В память своего приезда он заказал резчику-умельцу монастырскому постриженнику Антонию сделать великолепный пятиярусный иконостас и позолотить. Видимо, Антоний работал с помощниками. С работой он справился блестяще и скоро. К осени огромный иконостас в главном храме монастыря был уже готов.[2]
Обратный путь Петра от Соловков до Архангельска завершился благополучно.
Возвращение царя было отмечено тремя подряд вечерними попойками. Первый бал в честь благополучно прибывшего Петра устроил на своем корабле английский капитан Джон Греймс. По свидетельству Гордона, позже генерала русской службы, любившего в своих записках отмечать все, что входило в круг его личных наблюдений, – во время того пирования «не щадили ни вина, ни пороха». На другой день справляли именины Стрешнева, затем был пир у воеводы Апраксина.
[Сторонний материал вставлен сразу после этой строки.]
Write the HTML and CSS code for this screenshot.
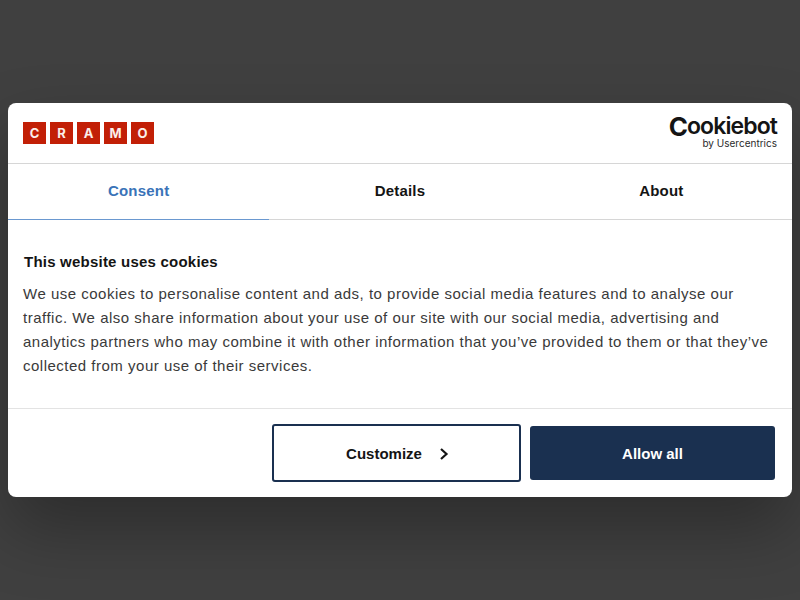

Высокое начальство во главе с царем потешается, пирует, веселится, торжествует, а дела в архангельском корабельном пристанище идут своим чередом.
Накануне Петровых именин, 28 июня, окончательно был готов к выходу в плавание первый построенный на Соломбальской верфи корабль «Святой Павел».
Под управлением Петра корабль выходил в море, затем, успешно пройдя все испытания, был передан под команду Бутурлина.
Через неделю прибыл в Архангельск давно ожидаемый, заказанный в Голландии, фрегат «Святое пророчество».
Капитан Ян Флам вместе с кораблем доставил планы постройки новых малых кораблей, что было очень важно и нужно Петру, начавшему обзаводиться флотом.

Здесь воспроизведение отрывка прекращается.